* **What the task asks**: Of all the lines here, how many include the string "screenshot"? Answer with the number only.

* **Task data**:
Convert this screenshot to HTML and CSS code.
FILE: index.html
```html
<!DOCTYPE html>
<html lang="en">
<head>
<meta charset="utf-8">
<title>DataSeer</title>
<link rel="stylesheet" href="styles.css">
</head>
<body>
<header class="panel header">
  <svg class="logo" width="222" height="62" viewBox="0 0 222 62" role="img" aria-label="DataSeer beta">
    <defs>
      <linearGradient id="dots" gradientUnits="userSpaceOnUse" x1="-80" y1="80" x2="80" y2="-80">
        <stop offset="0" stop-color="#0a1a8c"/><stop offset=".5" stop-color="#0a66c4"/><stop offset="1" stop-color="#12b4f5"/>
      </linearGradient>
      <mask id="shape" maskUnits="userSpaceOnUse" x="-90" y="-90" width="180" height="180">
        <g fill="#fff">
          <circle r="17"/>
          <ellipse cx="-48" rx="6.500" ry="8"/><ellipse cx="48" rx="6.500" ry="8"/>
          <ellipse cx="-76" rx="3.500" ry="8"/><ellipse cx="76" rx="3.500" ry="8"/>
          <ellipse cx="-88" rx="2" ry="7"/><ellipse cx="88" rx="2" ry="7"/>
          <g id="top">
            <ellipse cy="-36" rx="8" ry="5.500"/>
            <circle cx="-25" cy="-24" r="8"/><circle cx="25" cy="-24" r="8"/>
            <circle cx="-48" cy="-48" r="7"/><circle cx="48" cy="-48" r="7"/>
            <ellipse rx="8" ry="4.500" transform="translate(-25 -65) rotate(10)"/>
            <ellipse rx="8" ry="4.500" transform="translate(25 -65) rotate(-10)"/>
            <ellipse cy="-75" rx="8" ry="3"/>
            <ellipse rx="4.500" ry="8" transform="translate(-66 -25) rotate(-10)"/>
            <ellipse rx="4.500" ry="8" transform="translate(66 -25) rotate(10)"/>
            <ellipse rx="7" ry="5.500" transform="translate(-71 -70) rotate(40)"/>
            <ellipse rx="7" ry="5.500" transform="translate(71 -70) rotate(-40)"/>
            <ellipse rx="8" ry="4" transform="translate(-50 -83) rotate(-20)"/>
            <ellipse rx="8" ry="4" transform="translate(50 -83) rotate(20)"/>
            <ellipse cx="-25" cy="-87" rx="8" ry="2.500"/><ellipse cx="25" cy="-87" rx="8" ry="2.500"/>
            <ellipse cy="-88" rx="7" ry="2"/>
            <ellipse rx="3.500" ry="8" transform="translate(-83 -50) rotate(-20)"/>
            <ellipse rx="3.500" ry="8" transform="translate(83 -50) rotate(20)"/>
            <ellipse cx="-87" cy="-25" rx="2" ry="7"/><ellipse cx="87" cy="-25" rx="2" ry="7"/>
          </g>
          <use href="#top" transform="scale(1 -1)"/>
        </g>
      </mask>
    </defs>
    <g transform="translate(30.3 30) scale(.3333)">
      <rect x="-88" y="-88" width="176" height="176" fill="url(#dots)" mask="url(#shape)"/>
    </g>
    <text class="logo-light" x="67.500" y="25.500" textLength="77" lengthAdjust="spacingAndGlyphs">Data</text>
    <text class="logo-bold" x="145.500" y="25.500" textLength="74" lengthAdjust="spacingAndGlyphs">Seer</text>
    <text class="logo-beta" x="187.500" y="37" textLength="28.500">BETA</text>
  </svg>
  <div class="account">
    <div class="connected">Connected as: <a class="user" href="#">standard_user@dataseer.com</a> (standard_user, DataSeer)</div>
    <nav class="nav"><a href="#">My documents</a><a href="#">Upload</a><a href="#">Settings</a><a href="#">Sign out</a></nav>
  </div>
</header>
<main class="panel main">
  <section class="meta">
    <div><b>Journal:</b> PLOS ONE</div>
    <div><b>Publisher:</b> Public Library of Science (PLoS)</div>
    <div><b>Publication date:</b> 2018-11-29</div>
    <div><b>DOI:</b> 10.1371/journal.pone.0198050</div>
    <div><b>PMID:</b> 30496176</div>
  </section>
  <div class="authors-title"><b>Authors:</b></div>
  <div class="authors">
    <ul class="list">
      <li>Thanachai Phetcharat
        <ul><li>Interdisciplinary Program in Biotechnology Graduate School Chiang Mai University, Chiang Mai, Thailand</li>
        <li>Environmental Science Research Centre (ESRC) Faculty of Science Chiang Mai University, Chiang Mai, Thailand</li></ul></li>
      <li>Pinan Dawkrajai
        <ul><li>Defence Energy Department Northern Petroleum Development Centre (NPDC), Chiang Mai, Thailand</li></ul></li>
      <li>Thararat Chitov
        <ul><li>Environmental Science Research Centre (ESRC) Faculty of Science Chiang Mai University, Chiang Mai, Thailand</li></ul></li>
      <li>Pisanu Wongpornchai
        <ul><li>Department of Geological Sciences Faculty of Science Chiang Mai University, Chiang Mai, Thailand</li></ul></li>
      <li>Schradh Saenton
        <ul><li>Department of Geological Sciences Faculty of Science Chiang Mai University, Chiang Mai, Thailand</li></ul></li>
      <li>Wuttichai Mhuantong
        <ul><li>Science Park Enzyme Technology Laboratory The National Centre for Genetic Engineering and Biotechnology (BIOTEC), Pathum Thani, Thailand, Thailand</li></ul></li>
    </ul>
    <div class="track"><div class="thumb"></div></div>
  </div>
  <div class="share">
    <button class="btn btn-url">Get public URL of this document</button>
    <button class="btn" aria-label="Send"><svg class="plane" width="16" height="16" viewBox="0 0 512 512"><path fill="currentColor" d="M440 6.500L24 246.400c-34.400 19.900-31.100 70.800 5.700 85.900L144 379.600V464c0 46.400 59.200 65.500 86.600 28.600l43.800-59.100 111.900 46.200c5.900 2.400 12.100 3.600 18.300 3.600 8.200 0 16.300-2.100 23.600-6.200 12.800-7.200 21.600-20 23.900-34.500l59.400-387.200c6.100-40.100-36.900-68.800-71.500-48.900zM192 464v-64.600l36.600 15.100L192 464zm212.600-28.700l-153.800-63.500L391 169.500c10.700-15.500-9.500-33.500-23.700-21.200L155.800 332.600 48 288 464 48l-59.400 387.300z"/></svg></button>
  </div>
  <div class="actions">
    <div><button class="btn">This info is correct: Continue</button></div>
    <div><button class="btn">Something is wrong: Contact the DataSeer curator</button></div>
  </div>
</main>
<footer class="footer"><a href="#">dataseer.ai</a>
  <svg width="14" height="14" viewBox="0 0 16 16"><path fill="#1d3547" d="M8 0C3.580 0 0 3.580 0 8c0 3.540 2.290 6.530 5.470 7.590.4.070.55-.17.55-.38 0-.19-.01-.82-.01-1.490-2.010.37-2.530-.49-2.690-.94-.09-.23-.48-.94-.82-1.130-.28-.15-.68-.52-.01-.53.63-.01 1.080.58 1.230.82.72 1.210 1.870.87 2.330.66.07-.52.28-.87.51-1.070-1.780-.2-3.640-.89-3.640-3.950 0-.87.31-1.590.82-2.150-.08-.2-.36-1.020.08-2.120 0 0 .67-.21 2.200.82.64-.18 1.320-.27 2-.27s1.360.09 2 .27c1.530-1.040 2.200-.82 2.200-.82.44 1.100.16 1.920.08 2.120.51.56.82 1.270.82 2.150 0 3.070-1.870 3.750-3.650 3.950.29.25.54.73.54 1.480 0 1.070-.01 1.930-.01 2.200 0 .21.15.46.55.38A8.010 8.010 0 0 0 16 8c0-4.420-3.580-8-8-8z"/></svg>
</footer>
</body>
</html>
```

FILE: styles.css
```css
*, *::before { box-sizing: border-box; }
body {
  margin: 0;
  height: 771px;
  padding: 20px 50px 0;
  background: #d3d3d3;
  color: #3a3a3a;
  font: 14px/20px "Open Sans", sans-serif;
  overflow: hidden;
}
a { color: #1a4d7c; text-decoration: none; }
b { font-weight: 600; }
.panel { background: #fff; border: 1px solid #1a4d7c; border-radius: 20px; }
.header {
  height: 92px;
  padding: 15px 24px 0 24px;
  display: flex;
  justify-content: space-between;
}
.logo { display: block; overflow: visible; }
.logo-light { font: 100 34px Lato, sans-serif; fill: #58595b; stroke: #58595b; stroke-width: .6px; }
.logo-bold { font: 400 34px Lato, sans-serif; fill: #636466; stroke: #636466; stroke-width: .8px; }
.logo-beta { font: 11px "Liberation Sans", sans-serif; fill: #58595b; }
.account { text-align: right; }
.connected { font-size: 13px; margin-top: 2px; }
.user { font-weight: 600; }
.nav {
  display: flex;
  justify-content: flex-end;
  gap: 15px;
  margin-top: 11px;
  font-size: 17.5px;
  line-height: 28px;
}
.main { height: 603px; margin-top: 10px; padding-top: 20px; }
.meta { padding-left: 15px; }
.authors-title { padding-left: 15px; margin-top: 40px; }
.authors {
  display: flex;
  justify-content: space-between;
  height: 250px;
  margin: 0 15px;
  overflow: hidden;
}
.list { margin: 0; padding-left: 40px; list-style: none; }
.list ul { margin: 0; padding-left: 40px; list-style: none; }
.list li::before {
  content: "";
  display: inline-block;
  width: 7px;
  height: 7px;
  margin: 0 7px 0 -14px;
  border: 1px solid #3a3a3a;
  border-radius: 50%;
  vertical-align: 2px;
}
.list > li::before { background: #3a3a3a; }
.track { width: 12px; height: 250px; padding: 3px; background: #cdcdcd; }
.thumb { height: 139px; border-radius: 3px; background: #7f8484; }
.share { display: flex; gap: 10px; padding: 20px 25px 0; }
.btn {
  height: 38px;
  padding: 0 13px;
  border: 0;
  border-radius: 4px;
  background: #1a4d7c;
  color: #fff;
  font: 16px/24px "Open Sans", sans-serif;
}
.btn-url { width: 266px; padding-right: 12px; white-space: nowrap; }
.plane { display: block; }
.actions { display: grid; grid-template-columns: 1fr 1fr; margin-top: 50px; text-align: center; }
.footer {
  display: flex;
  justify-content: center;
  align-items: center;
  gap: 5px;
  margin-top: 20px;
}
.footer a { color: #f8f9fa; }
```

* * *

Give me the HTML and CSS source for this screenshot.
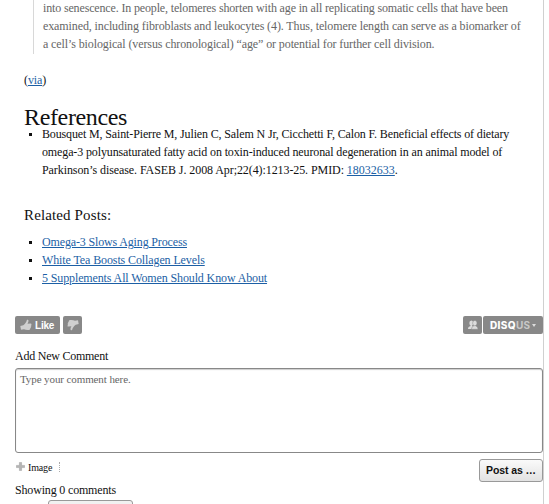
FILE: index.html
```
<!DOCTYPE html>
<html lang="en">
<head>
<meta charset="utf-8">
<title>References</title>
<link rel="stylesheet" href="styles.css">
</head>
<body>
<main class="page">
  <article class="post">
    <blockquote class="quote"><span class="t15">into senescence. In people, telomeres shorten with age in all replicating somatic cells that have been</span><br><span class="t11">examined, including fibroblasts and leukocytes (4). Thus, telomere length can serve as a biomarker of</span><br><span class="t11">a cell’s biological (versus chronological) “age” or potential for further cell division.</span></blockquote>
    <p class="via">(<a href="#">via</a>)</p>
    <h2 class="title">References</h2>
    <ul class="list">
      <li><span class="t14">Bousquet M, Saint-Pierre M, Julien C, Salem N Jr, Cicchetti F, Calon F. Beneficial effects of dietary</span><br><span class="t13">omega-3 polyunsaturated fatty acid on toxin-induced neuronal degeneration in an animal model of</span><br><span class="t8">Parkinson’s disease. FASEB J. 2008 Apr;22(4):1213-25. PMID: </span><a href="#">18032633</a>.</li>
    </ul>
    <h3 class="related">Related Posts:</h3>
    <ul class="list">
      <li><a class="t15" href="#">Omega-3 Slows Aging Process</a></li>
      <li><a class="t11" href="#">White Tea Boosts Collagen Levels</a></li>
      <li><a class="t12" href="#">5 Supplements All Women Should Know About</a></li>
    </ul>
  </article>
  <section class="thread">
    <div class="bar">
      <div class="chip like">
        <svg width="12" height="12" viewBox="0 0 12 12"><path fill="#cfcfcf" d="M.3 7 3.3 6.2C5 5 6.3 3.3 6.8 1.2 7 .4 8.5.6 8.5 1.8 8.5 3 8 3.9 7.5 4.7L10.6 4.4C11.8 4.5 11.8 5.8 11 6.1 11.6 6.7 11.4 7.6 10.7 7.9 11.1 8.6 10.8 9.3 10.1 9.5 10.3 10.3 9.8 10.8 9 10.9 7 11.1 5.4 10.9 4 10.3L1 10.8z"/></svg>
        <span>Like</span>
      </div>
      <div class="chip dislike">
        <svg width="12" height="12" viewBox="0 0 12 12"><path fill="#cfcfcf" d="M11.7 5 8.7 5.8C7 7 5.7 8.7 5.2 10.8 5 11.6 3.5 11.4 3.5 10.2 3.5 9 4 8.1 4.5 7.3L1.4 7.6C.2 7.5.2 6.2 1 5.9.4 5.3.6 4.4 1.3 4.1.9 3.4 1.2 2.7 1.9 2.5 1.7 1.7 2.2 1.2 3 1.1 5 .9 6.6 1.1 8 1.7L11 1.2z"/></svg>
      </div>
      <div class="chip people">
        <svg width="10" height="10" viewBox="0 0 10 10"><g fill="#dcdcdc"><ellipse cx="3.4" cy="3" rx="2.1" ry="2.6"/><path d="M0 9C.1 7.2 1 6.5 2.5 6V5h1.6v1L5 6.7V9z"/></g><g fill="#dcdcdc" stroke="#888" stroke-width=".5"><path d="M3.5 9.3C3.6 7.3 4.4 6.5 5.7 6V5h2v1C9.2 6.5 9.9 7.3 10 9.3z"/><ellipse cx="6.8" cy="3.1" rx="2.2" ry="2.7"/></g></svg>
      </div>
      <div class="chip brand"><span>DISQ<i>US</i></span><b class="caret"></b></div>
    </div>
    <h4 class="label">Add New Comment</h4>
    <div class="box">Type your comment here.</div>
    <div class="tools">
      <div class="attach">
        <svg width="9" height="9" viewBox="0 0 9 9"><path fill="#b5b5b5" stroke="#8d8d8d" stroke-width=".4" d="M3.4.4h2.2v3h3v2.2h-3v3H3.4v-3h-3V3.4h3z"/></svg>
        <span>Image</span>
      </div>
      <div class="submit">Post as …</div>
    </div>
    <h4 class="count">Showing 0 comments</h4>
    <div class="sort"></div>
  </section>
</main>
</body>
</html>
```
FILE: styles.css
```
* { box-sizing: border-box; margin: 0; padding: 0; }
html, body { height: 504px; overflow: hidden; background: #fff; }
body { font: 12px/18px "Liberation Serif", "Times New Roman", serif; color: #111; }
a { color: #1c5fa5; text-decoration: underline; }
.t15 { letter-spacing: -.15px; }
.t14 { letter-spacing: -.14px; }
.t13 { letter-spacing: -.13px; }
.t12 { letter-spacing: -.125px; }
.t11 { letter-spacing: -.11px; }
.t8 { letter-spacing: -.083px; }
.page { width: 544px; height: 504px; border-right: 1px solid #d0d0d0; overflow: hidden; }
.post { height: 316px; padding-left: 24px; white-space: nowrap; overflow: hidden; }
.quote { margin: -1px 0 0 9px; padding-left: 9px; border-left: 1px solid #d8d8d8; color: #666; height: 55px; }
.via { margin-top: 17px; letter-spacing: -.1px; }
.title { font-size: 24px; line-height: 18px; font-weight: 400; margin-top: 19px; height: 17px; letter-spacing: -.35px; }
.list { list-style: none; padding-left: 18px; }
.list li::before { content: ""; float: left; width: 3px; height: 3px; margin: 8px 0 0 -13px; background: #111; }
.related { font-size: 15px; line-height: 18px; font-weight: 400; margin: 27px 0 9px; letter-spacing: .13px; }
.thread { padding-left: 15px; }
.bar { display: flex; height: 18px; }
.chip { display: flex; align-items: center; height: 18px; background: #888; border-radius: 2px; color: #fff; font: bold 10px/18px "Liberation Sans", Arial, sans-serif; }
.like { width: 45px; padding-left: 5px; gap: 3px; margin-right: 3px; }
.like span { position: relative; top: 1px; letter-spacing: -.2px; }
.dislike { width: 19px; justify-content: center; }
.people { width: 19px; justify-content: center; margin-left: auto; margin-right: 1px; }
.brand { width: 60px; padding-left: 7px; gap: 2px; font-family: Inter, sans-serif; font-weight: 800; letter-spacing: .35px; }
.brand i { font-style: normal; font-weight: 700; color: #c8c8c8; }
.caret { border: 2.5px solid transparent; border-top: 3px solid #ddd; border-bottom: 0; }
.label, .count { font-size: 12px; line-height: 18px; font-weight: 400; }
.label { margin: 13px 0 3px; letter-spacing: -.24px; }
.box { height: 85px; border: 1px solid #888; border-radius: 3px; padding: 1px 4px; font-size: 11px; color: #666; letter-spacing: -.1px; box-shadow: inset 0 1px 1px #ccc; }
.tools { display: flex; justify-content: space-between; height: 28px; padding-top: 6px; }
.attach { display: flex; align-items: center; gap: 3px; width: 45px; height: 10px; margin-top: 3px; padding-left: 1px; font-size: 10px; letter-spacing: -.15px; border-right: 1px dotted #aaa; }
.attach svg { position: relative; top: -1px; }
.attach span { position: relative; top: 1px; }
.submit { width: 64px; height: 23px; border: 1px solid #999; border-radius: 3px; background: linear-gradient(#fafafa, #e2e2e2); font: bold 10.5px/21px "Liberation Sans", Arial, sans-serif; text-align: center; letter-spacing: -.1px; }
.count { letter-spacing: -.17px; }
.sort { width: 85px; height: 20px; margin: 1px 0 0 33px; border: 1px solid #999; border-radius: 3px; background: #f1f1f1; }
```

* **Response below**: 2